Figure 1:Circos plot comparing the AfunF1 assembly of A. funestus to the updated AfunF3 assembly. AfunF1 scaffolds (colored half of the outer ring) are ordered by majority alignment location onto AfunF3 (black half of the outer ring). Connecting lines indicate pairwise alignments between the 2 assemblies, and crossing lines indicate that part of the AfunF1 scaffold aligns to discordant regions on the AfunF3 chromosome. The first internal ring color corresponds to the AfunF1 scaffold color. The second internal ring represents the orientation of the AfunF1 scaffolds onto AfunF3, where orange is forward and green is reverse.
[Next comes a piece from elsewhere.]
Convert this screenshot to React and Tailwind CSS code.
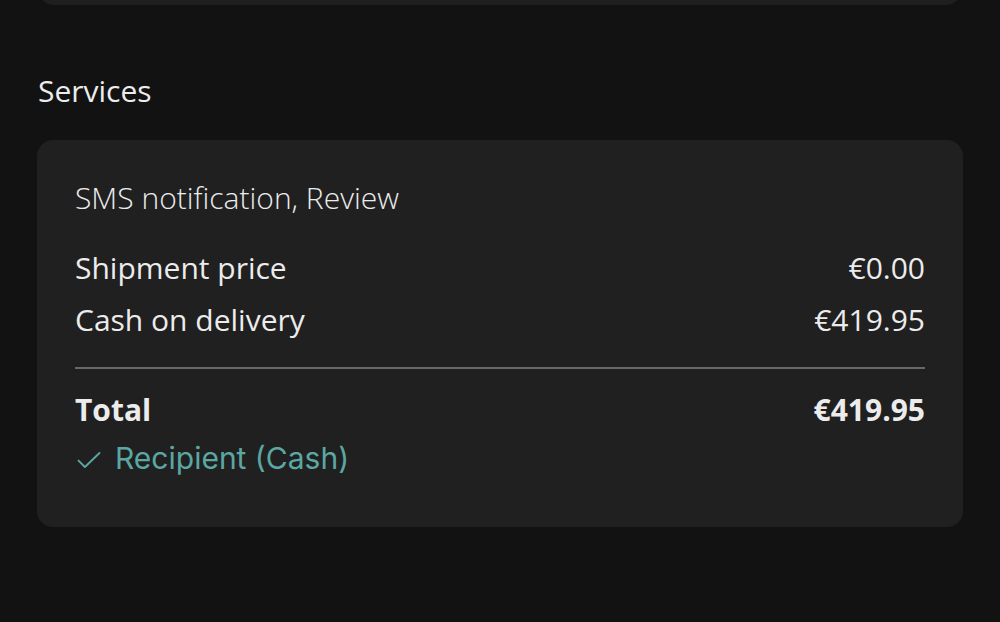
export default function App() {
  const rows = [
    { label: "Shipment price", value: "€0.00" },
    { label: "Cash on delivery", value: "€419.95" },
  ];

  return (
    <div
      className="h-[622px] w-full overflow-hidden bg-[#121212] text-[#ececec]"
      style={{ fontFamily: '"Open Sans", sans-serif' }}
    >
      {/* previous card, cut off at the top */}
      <div className="mx-[38px] -mt-[40px] h-[45px] rounded-[16px] bg-[#1f1f1f]" />

      <h2 className="mt-[66px] pl-[38px] text-[30px] leading-[40px] font-normal">Services</h2>

      <div className="mx-[37px] mt-[29px] rounded-[16px] bg-[#202020] px-[38px] pt-[36px] pb-[49px]">
        <p className="text-[30px] leading-[44px] font-light">SMS notification, Review</p>

        <div className="mt-[28px] space-y-[12px]">
          {rows.map((r) => (
            <div key={r.label} className="flex justify-between text-[30px] leading-[40px]">
              <span>{r.label}</span>
              <span>{r.value}</span>
            </div>
          ))}
        </div>

        <div className="mt-[27px] h-[2px] bg-[#686868]" />

        <div className="mt-[21px] flex justify-between text-[30px] leading-[40px] font-bold">
          <span>Total</span>
          <span>€419.95</span>
        </div>

        <div
          className="mt-[8px] flex items-center gap-[12px] text-[#5ba7a3] text-[30px] leading-[40px]"
          style={{ fontFamily: "Inter, sans-serif" }}
        >
          <svg width="28" height="28" viewBox="0 0 24 24" fill="none" stroke="currentColor" strokeWidth="1.6" strokeLinecap="round" strokeLinejoin="round" className="mt-[4px]">
            <path d="M3 12.5l5.5 5.5L21 6" />
          </svg>
          <span>Recipient (Cash)</span>
        </div>
      </div>
    </div>
  );
}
Validation of A. funestus genome assemblies using BUSCO gene set completeness, agreement of the assemblies with RNA-Seq transcriptome data, and structural accuracy inferred using PacBio long-read data
| Assembly | BUSCO statistics | Transciptome data statistics (%) | Structural variants called with long reads | ||||||||
|---|---|---|---|---|---|---|---|---|---|---|---|
| C/S | C/D | F | M | Alignment rate | Multi-mapped reads | Transcripts in a single contig | Deletions | Duplications | Inversions | Insertions | |
| AfunF1 | 2,756 | 16 | 27 | 16 | 81.79 | 23.92 | 84.96 | 9,036 | 455 | 152 | 3,798 |
| AfunF3 contigs | 2,765 | 1,068 | 18 | 17 | 84.34 | 36.97 | 91.16 | NA | NA | NA | NA |
| AfunF3 primary | 2,685 | 54 | 30 | 81 | 84.86 | 27.03 | 89.40 | 571 | 6 | 10 | 702 |
AfunF1 represents the prior reference assembly, AfunF3 contigs denotes the complete long-read assembly with all contigs included, and AfunF3 primary denotes the assembly after deduplication and scaffolding. For BUSCO categories C denotes “complete genes,” S denotes “single copy genes,” D denotes “duplicated genes,” F denotes “fragmented genes,” and M denotes “missing genes.”
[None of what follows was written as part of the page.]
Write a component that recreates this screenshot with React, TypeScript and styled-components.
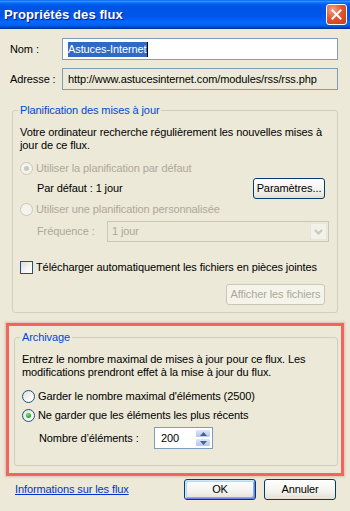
import React from 'react';
import styled, { createGlobalStyle } from 'styled-components';

const Global = createGlobalStyle`
  html, body {
    margin: 0;
    padding: 0;
    background: #ece9d8;
  }
  body {
    font-family: "Liberation Sans", Arial, sans-serif;
    font-size: 11px;
    line-height: 13px;
    letter-spacing: -0.1px;
    color: #000;
  }
`;

const Window = styled.div`
  width: 350px;
  height: 511px;
  display: flex;
  flex-direction: column;
  background: #ece9d8;
  overflow: hidden;
`;

const TitleBar = styled.div`
  height: 29px;
  flex: none;
  box-sizing: border-box;
  display: flex;
  align-items: center;
  justify-content: space-between;
  padding: 0 3px 1px 4px;
  background: linear-gradient(
    to bottom,
    #0058ee 0%,
    #3593ff 4%,
    #288eff 6%,
    #127dff 8%,
    #036ffc 10%,
    #0262ee 14%,
    #0057e5 20%,
    #0054e3 24%,
    #0055eb 56%,
    #005bf5 66%,
    #026afe 76%,
    #0062ef 86%,
    #0052d6 92%,
    #0040ab 96%,
    #003092 100%
  );
`;

const Title = styled.span`
  color: #fff;
  font-family: "Liberation Sans", Arial, sans-serif;
  font-weight: bold;
  font-size: 13px;
  letter-spacing: 0.1px;
  text-shadow: 1px 1px 0 #0a1e80;
`;

const CloseButton = styled.div`
  width: 21px;
  height: 21px;
  box-sizing: border-box;
  border: 1px solid #fff;
  border-radius: 3px;
  background: radial-gradient(circle at 30% 25%, #f4a38a 0%, #e2572f 45%, #c8391a 100%);
  display: flex;
  align-items: center;
  justify-content: center;
`;

const Content = styled.div`
  display: flex;
  flex-direction: column;
  padding: 9px 12px 0 10px;
`;

const FieldRow = styled.div<{ $top?: number }>`
  display: flex;
  align-items: center;
  height: 22px;
  margin-top: ${p => p.$top ?? 0}px;
`;

const FieldLabel = styled.div`
  width: 52px;
  flex: none;
`;

const TextBox = styled.div<{ $readOnly?: boolean }>`
  width: 276px;
  height: 22px;
  box-sizing: border-box;
  border: 1px solid #7f9db9;
  background: ${p => (p.$readOnly ? '#ece9d8' : '#fff')};
  display: flex;
  align-items: center;
  padding: 0 5px;
  white-space: nowrap;
`;

const Selection = styled.span`
  background: #316ac5;
  color: #fff;
  padding: 1px 0;
`;

const TextCaret = styled.span`
  width: 1px;
  height: 15px;
  background: #000;
`;

const Group = styled.fieldset<{ $top?: number; $bottom?: number }>`
  margin: ${p => p.$top ?? 0}px 0 0 2px;
  padding: 9px 8px ${p => p.$bottom ?? 7}px 7px;
  border: 1px solid #d0d0bf;
  border-radius: 3px;
  min-width: 0;
  display: flex;
  flex-direction: column;
`;

const Legend = styled.legend`
  color: #0046d5;
  padding: 0 2px;
  margin-left: -2px;
  line-height: 13px;
`;

const Paragraph = styled.div`
  white-space: nowrap;
`;

const Option = styled.div<{ $top?: number }>`
  display: flex;
  align-items: center;
  gap: 3px;
  height: 14px;
  margin-top: ${p => p.$top ?? 0}px;
`;

const OptionText = styled.span<{ $disabled?: boolean }>`
  color: ${p => (p.$disabled ? '#aca899' : '#000')};
  white-space: nowrap;
`;

const RadioCircle = styled.span<{ $checked?: boolean; $disabled?: boolean }>`
  width: 13px;
  height: 13px;
  flex: none;
  box-sizing: border-box;
  border-radius: 50%;
  border: 1px solid ${p => (p.$disabled ? '#cac8bb' : '#1c5180')};
  background: ${p =>
    p.$disabled ? '#f4f3ee' : 'linear-gradient(135deg, #dcdcd7 0%, #f6f6f4 60%, #fff 100%)'};
  display: flex;
  align-items: center;
  justify-content: center;

  &::after {
    content: '';
    display: ${p => (p.$checked ? 'block' : 'none')};
    width: 5px;
    height: 5px;
    border-radius: 50%;
    background: ${p =>
      p.$disabled ? '#cac8bb' : 'radial-gradient(circle at 40% 35%, #7ee27e 0%, #21a121 70%)'};
  }
`;

const CheckBox = styled.span`
  width: 13px;
  height: 13px;
  flex: none;
  box-sizing: border-box;
  border: 1px solid #1c5180;
  background: linear-gradient(135deg, #dcdcd7 0%, #f6f6f4 60%, #fff 100%);
`;

const SubRow = styled.div<{ $top?: number; $h?: number }>`
  display: flex;
  align-items: center;
  height: ${p => p.$h ?? 20}px;
  padding-left: 17px;
  margin-top: ${p => p.$top ?? 0}px;
`;

const SubLabel = styled.span<{ $w?: number; $disabled?: boolean }>`
  width: ${p => (p.$w ? `${p.$w}px` : 'auto')};
  flex: ${p => (p.$w ? 'none' : '1')};
  color: ${p => (p.$disabled ? '#aca899' : '#000')};
  white-space: nowrap;
`;

const Button = styled.div<{ $w: number; $default?: boolean; $disabled?: boolean; $right?: number }>`
  width: ${p => p.$w}px;
  height: 21px;
  box-sizing: border-box;
  flex: none;
  margin-right: ${p => p.$right ?? 0}px;
  border: 1px solid ${p => (p.$disabled ? '#c9c7ba' : '#003c74')};
  border-radius: 3px;
  background: ${p =>
    p.$disabled ? '#f5f4ea' : 'linear-gradient(to bottom, #fff 0%, #f3f2ec 60%, #e3e0d6 100%)'};
  box-shadow: ${p =>
    p.$default
      ? 'inset 1px 1px 0 #cee7ff, inset -1px -1px 0 #6982ee, inset 2px 2px 0 #bcd4f6, inset -2px -2px 0 #89adf3'
      : 'none'};
  color: ${p => (p.$disabled ? '#aca899' : '#000')};
  display: flex;
  align-items: center;
  justify-content: center;
  white-space: nowrap;
`;

const ButtonRow = styled.div<{ $top?: number }>`
  display: flex;
  justify-content: flex-end;
  margin-top: ${p => p.$top ?? 0}px;
`;

const Select = styled.div`
  width: 222px;
  height: 21px;
  box-sizing: border-box;
  border: 1px solid #c9c7ba;
  background: #ece9d8;
  display: flex;
  align-items: center;
  color: #aca899;
  padding: 1px 1px 1px 4px;
`;

const SelectText = styled.span`
  flex: 1;
`;

const SelectArrow = styled.div`
  width: 17px;
  height: 17px;
  box-sizing: border-box;
  border: 1px solid #e8e6dc;
  background: #f2f1ea;
  display: flex;
  align-items: center;
  justify-content: center;
`;

const Highlight = styled.div`
  margin: 10px -6px 0 -4px;
  padding: 5px 3px 7px 3px;
  border: 3px solid #f2655f;
  box-shadow: 0 0 2px 1px rgba(190, 110, 100, 0.35);
`;

const SpinBox = styled.div`
  width: 59px;
  height: 22px;
  box-sizing: border-box;
  border: 1px solid #7f9db9;
  background: #fff;
  display: flex;
  align-items: stretch;
  padding: 1px;
`;

const SpinValue = styled.span`
  flex: 1;
  display: flex;
  align-items: center;
  padding-left: 5px;
`;

const SpinButtons = styled.div`
  width: 16px;
  display: flex;
  flex-direction: column;
`;

const SpinButton = styled.div`
  flex: 1;
  border: 1px solid #fff;
  border-radius: 2px;
  background: linear-gradient(to bottom, #dfe8fd 0%, #c1d2f9 60%, #b4c7f5 100%);
  display: flex;
  align-items: center;
  justify-content: center;
`;

const Footer = styled.div`
  display: flex;
  align-items: center;
  justify-content: space-between;
  margin: 3px 2px 0 5px;
`;

const InfoLink = styled.a`
  color: #0033cc;
  text-decoration: underline;
  cursor: pointer;
`;

const FooterButtons = styled.div`
  display: flex;
  gap: 8px;
`;

const Radio = ({ checked, disabled }: { checked?: boolean; disabled?: boolean }) => (
  <RadioCircle $checked={checked} $disabled={disabled} />
);

const Caret = ({ up }: { up?: boolean }) => (
  <svg width="7" height="4" viewBox="0 0 7 4">
    <polygon points={up ? '0,4 3.5,0 7,4' : '0,0 3.5,4 7,0'} fill="#4d6185" />
  </svg>
);

export default function App() {
  return (
    <>
      <Global />
      <Window>
        <TitleBar>
          <Title>Propriétés des flux</Title>
          <CloseButton>
            <svg width="11" height="11" viewBox="0 0 11 11">
              <path d="M1.5 1.5 L9.5 9.5 M9.5 1.5 L1.5 9.5" stroke="#fff" strokeWidth="2" strokeLinecap="square" />
            </svg>
          </CloseButton>
        </TitleBar>

        <Content>
          <FieldRow>
            <FieldLabel>Nom :</FieldLabel>
            <TextBox>
              <Selection>Astuces-Internet</Selection>
              <TextCaret />
            </TextBox>
          </FieldRow>
          <FieldRow $top={8}>
            <FieldLabel>Adresse :</FieldLabel>
            <TextBox $readOnly>http://www.astucesinternet.com/modules/rss/rss.php</TextBox>
          </FieldRow>

          <Group $top={14}>
            <Legend>Planification des mises à jour</Legend>
            <Paragraph>
              Votre ordinateur recherche régulièrement les nouvelles mises à
              <br />
              jour de ce flux.
            </Paragraph>
            <Option $top={9}>
              <Radio checked disabled />
              <OptionText $disabled>Utiliser la planification par défaut</OptionText>
            </Option>
            <SubRow $top={3}>
              <SubLabel>Par défaut : 1 jour</SubLabel>
              <Button $w={72} $right={4}>
                Paramètres...
              </Button>
            </SubRow>
            <Option $top={4}>
              <Radio disabled />
              <OptionText $disabled>Utiliser une planification personnalisée</OptionText>
            </Option>
            <SubRow $top={5} $h={21}>
              <SubLabel $w={70} $disabled>
                Fréquence :
              </SubLabel>
              <Select>
                <SelectText>1 jour</SelectText>
                <SelectArrow>
                  <svg width="9" height="6" viewBox="0 0 9 6">
                    <path d="M1 1 L4.5 4.5 L8 1" stroke="#c9c7ba" strokeWidth="2" fill="none" />
                  </svg>
                </SelectArrow>
              </Select>
            </SubRow>
            <Option $top={18}>
              <CheckBox />
              <OptionText>Télécharger automatiquement les fichiers en pièces jointes</OptionText>
            </Option>
            <ButtonRow $top={10}>
              <Button $w={99} $right={4} $disabled>
                Afficher les fichiers
              </Button>
            </ButtonRow>
          </Group>

          <Highlight>
            <Group $bottom={16}>
              <Legend>Archivage</Legend>
              <Paragraph>
                Entrez le nombre maximal de mises à jour pour ce flux. Les
                <br />
                modifications prendront effet à la mise à jour du flux.
              </Paragraph>
              <Option $top={10}>
                <Radio />
                <OptionText>Garder le nombre maximal d'éléments (2500)</OptionText>
              </Option>
              <Option $top={5}>
                <Radio checked />
                <OptionText>Ne garder que les éléments les plus récents</OptionText>
              </Option>
              <SubRow $top={5} $h={22}>
                <SubLabel $w={115}>Nombre d’éléments :</SubLabel>
                <SpinBox>
                  <SpinValue>200</SpinValue>
                  <SpinButtons>
                    <SpinButton>
                      <Caret up />
                    </SpinButton>
                    <SpinButton>
                      <Caret />
                    </SpinButton>
                  </SpinButtons>
                </SpinBox>
              </SubRow>
            </Group>
          </Highlight>

          <Footer>
            <InfoLink>Informations sur les flux</InfoLink>
            <FooterButtons>
              <Button $w={72} $default>
                OK
              </Button>
              <Button $w={72}>Annuler</Button>
            </FooterButtons>
          </Footer>
        </Content>
      </Window>
    </>
  );
}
Figure 2:Hi-C interaction map for assembled A. funestus scaffolds generated using the Juicebox Hi-C visualization program [47]. Darker colors indicate a higher frequency of chromatin interaction. The plot shows clear separation of chromosome boundaries and limited off-diagonal interactions, supporting the global structure of the chromosome-scale scaffolds. Note that the light colored “cross” centered near the centromere of chromosome 3 is the repetitive rDNA locus, which could not be confidently placed using the Hi-C data alone and may require future correction using other mapping techniques (see Methods).
Figure 3:Whole-genome alignment dotplot for Anopheles funestus and Anopheles gambiae genomes generated using D-GENIES [54]. A dot in the plot corresponds to a match between the corresponding genomic positions indicated on the axes. The A. gambiae reference genome is displayed on the x-axis, and the A. funestus AfunF3 primary assembly on the y-axis. A reciprocal whole-arm translocation between 2L and 3R is apparent, as well as substantial intra-chromosomal shuffling between these genomes.
Figure 4:GC content versus coverage plot for all assembled A. funestus contigs. The orange points denote the contigs classified by Kraken as A. funestus and green points denote everything else. A majority of the contigs are classified as A. funestus by Kraken, and there is no indication of extensive contamination.